▸ **Problem**: In the data below, find every line with the string "that" and pull it out.

▸ **Raw data**:

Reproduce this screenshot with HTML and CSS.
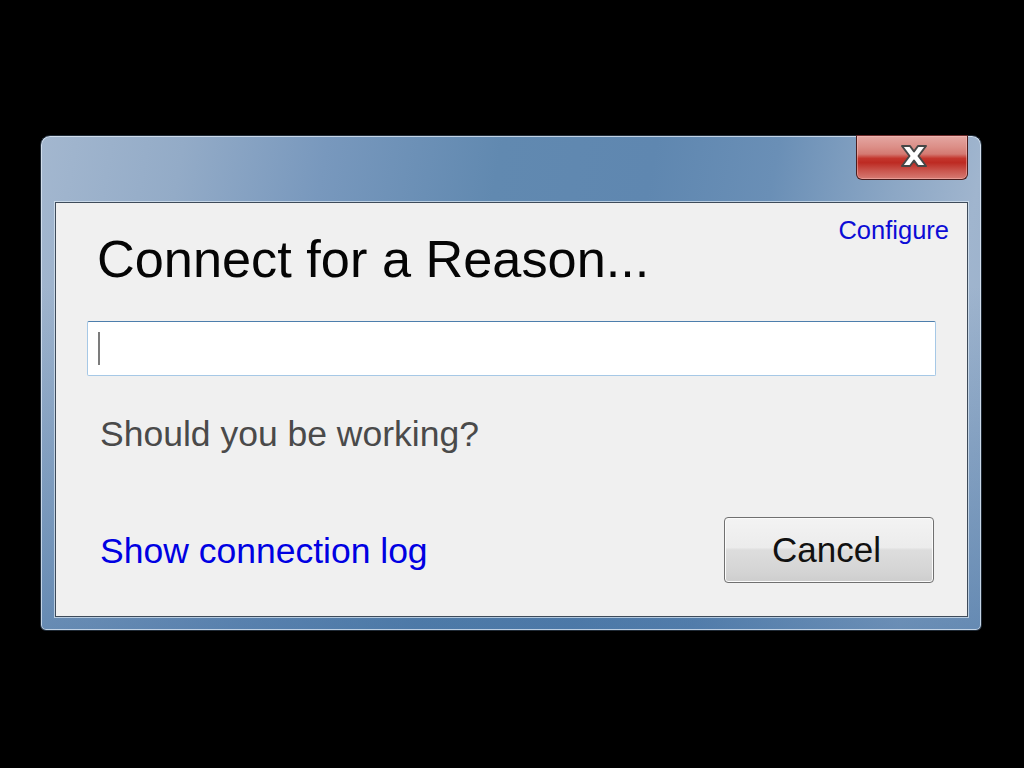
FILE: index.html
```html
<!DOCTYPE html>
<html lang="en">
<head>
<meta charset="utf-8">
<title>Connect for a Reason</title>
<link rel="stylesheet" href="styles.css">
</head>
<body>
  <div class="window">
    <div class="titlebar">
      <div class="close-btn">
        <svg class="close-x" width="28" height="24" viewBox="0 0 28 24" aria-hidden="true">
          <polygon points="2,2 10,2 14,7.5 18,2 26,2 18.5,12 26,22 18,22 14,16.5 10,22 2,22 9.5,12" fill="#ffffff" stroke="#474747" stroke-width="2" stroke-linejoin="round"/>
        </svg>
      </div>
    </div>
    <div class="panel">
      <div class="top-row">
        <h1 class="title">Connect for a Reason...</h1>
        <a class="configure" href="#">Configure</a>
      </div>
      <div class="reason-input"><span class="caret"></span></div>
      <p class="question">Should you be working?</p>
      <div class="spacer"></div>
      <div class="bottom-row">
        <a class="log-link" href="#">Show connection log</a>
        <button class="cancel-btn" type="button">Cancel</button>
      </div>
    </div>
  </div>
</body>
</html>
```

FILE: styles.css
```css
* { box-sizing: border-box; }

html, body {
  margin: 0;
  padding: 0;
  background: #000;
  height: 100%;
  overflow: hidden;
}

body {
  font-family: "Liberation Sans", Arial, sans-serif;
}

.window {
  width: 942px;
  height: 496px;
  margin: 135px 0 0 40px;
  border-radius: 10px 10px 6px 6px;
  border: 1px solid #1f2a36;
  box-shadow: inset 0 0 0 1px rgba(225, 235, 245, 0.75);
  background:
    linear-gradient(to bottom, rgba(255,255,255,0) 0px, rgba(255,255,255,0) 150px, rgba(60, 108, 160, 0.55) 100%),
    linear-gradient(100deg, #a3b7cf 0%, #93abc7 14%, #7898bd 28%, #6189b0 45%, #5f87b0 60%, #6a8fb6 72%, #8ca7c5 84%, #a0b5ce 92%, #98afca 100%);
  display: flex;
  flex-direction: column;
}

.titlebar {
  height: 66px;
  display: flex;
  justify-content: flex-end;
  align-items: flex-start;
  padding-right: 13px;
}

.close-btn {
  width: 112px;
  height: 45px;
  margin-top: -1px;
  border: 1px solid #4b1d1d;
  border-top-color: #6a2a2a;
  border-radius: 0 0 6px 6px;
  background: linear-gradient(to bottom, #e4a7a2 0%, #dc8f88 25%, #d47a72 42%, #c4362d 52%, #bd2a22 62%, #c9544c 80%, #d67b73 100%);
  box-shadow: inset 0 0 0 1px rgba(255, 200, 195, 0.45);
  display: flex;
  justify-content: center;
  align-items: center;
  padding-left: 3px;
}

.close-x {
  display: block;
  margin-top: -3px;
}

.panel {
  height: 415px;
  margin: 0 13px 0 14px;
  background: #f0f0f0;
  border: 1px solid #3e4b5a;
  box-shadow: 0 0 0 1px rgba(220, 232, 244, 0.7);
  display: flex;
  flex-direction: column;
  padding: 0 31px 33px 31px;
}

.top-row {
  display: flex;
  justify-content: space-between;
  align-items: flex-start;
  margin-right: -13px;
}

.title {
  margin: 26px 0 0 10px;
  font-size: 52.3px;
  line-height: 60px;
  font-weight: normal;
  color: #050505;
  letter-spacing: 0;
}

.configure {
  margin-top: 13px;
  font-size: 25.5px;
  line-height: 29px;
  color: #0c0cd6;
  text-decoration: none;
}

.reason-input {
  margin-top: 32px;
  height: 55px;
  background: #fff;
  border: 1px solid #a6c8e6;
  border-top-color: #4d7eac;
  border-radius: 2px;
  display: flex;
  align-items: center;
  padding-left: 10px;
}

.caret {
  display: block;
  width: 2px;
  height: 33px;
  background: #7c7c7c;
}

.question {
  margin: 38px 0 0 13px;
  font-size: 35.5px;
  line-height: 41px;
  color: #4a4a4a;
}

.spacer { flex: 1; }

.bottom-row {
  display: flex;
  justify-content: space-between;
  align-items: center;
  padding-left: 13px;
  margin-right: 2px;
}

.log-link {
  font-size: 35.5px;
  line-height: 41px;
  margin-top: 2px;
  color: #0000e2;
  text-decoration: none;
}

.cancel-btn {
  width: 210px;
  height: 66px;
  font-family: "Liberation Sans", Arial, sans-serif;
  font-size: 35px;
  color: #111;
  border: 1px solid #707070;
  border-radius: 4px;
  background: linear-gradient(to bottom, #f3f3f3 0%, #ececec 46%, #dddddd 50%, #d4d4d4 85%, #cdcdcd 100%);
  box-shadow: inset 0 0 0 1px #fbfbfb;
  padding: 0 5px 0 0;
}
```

==

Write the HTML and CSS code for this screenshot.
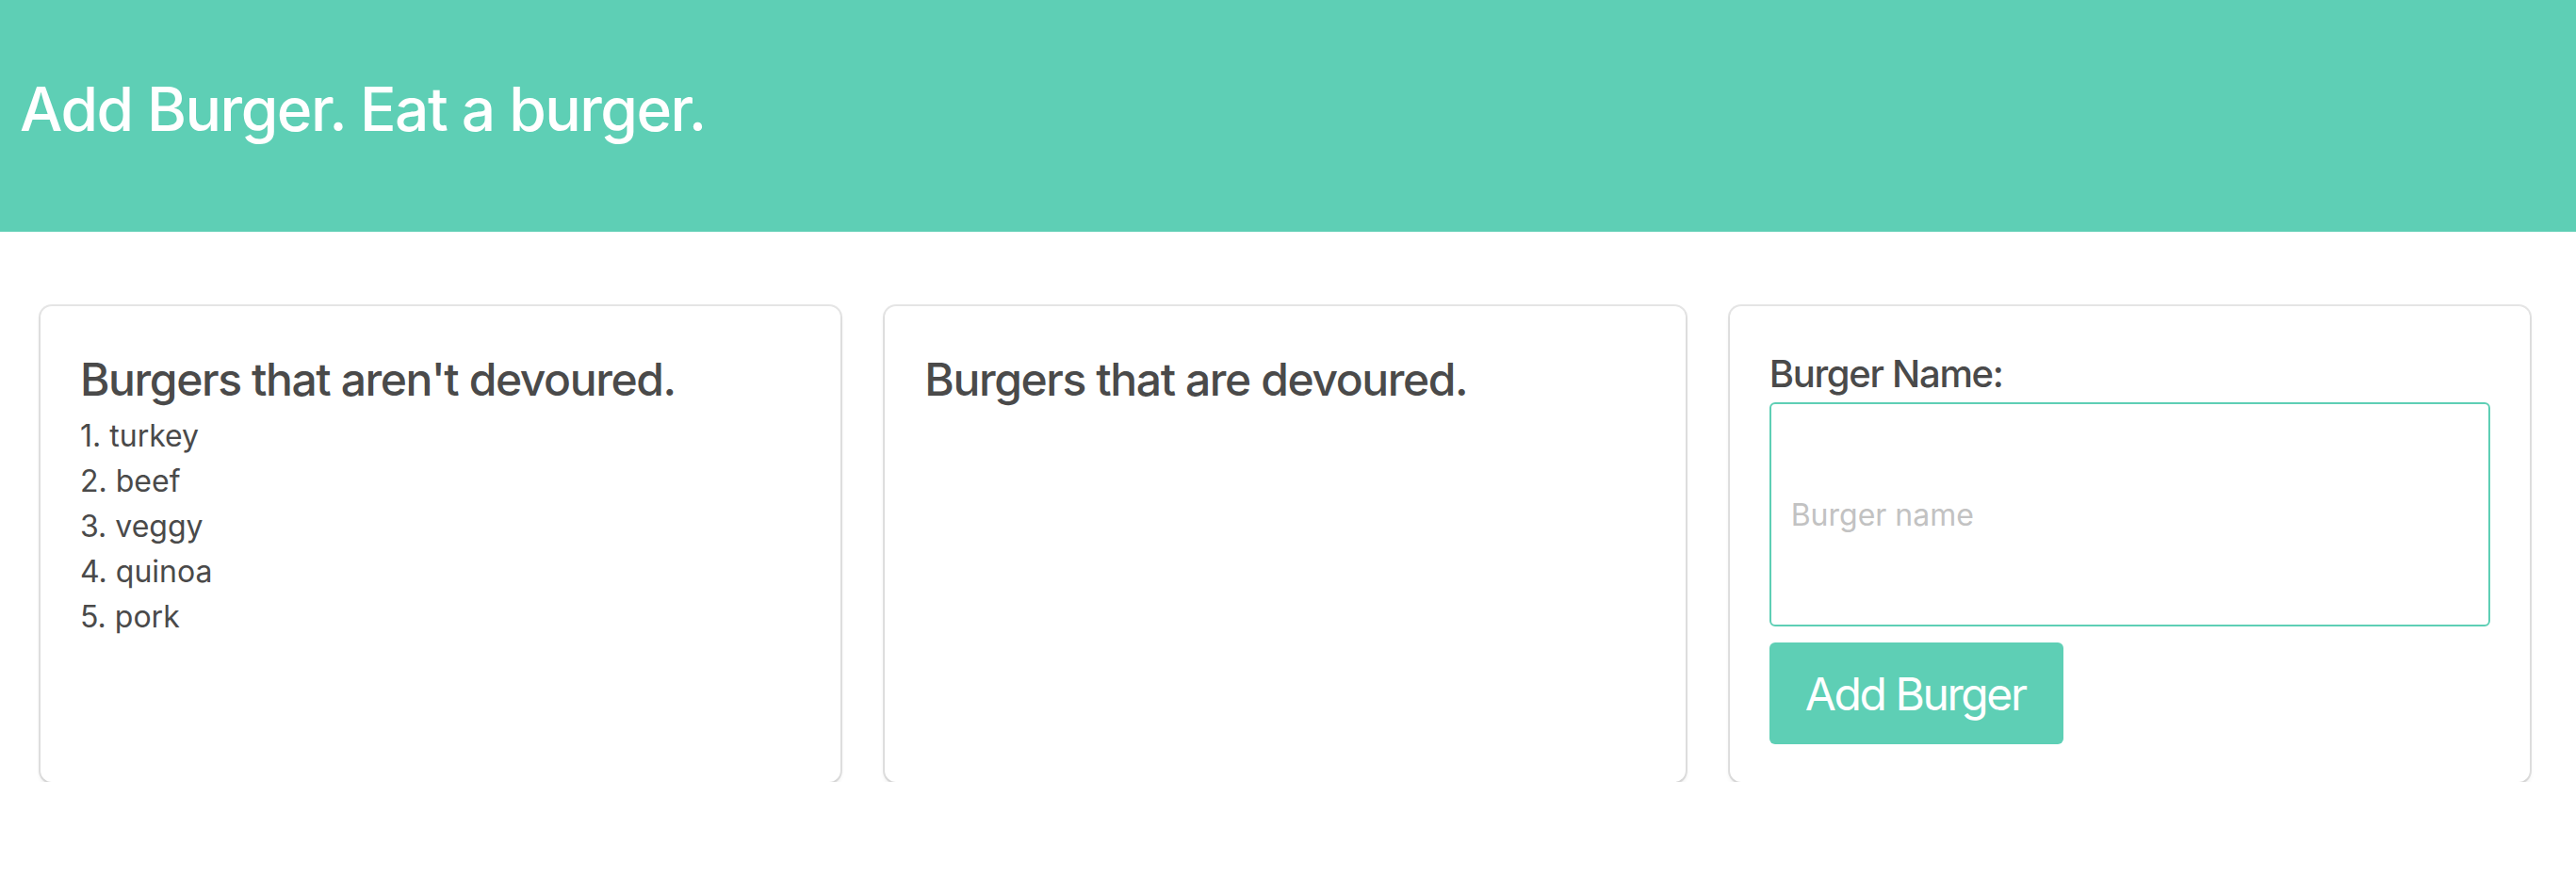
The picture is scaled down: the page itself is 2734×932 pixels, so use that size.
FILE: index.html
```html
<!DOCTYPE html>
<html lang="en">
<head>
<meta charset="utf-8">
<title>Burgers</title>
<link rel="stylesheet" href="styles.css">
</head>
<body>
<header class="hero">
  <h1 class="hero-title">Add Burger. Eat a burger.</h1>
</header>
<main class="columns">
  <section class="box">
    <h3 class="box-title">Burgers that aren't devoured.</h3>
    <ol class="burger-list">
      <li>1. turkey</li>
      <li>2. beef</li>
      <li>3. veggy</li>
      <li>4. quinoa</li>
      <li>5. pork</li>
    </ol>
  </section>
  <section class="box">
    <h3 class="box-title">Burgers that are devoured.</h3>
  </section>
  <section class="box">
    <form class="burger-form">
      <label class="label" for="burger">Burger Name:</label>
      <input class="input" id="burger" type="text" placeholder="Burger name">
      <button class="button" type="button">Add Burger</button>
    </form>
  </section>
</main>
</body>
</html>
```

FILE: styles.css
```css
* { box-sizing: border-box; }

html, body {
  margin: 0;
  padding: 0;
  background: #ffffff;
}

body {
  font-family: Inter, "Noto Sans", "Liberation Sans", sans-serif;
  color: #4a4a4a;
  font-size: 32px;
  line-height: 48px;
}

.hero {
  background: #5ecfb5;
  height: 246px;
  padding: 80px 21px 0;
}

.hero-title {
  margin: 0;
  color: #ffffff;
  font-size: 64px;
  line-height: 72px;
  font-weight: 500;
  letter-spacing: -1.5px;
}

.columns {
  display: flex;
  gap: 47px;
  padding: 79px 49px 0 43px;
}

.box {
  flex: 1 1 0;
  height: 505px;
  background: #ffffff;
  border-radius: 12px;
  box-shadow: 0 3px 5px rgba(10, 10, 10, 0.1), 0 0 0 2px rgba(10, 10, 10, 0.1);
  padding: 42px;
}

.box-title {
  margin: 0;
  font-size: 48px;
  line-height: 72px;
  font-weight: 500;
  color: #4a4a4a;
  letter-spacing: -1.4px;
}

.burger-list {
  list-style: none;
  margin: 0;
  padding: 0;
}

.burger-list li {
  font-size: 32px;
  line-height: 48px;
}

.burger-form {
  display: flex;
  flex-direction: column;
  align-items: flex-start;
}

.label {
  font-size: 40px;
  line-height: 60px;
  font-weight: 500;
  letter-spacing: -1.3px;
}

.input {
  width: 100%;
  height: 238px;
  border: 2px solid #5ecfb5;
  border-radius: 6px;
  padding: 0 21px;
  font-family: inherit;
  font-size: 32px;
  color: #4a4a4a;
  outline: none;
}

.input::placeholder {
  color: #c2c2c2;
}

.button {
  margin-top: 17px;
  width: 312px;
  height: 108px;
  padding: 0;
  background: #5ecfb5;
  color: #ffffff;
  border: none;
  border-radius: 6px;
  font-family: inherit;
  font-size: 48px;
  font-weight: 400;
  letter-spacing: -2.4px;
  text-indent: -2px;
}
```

--

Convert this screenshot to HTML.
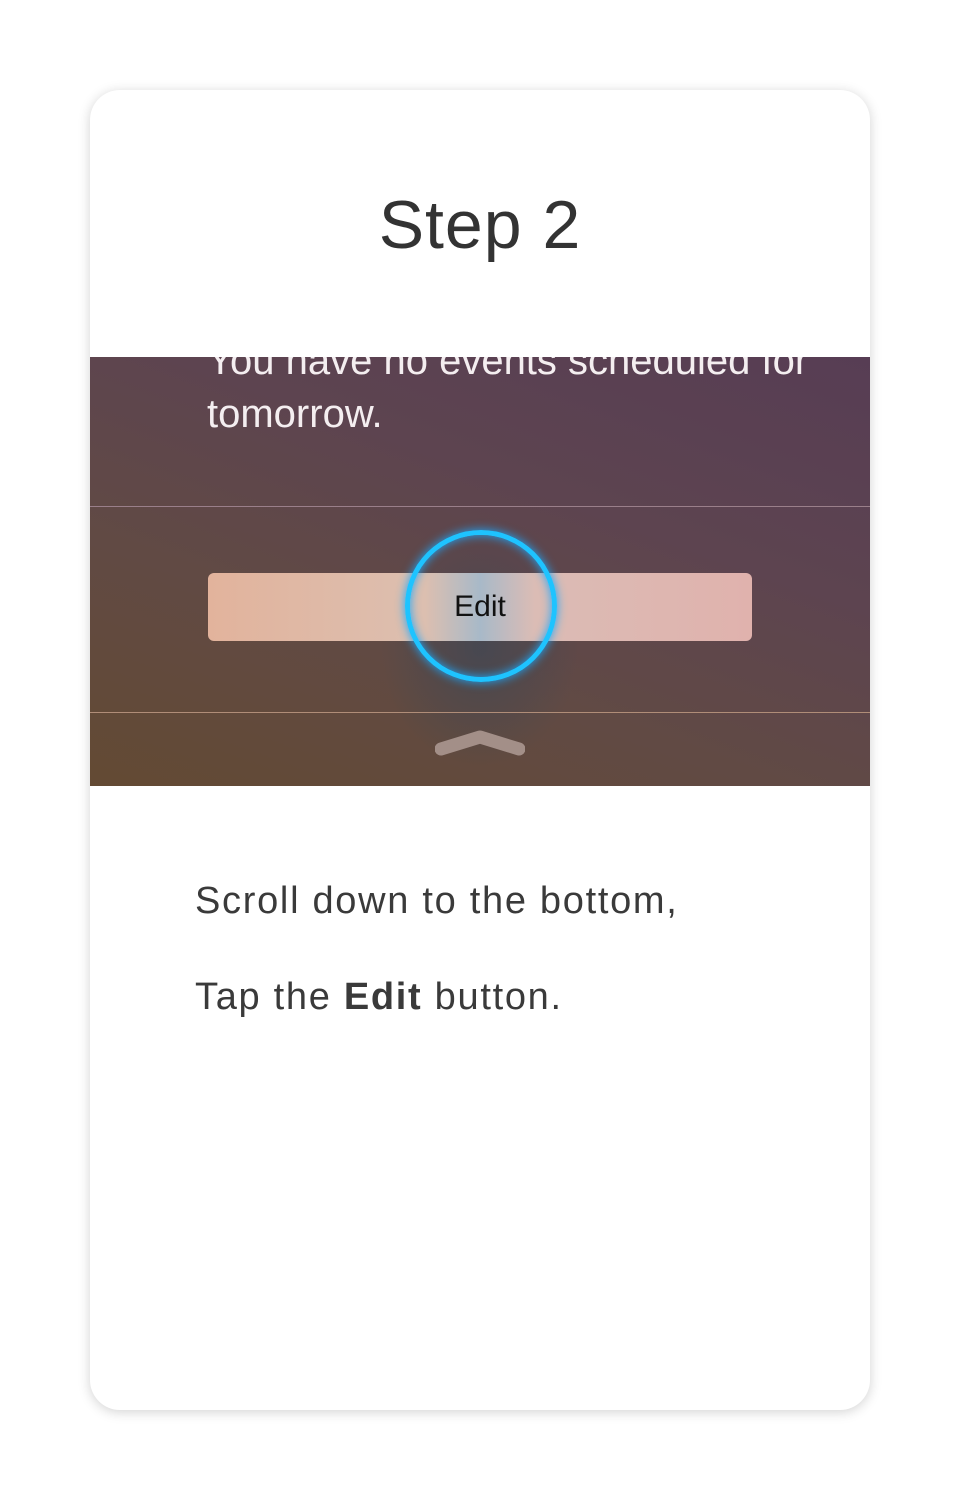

▸ **Result for this exercise**:
The picture is scaled down: the page itself is 2734×932 pixels, so use that size.
    <h3 class="box-title">Burgers that aren't devoured.</h3>
    <h3 class="box-title">Burgers that are devoured.</h3>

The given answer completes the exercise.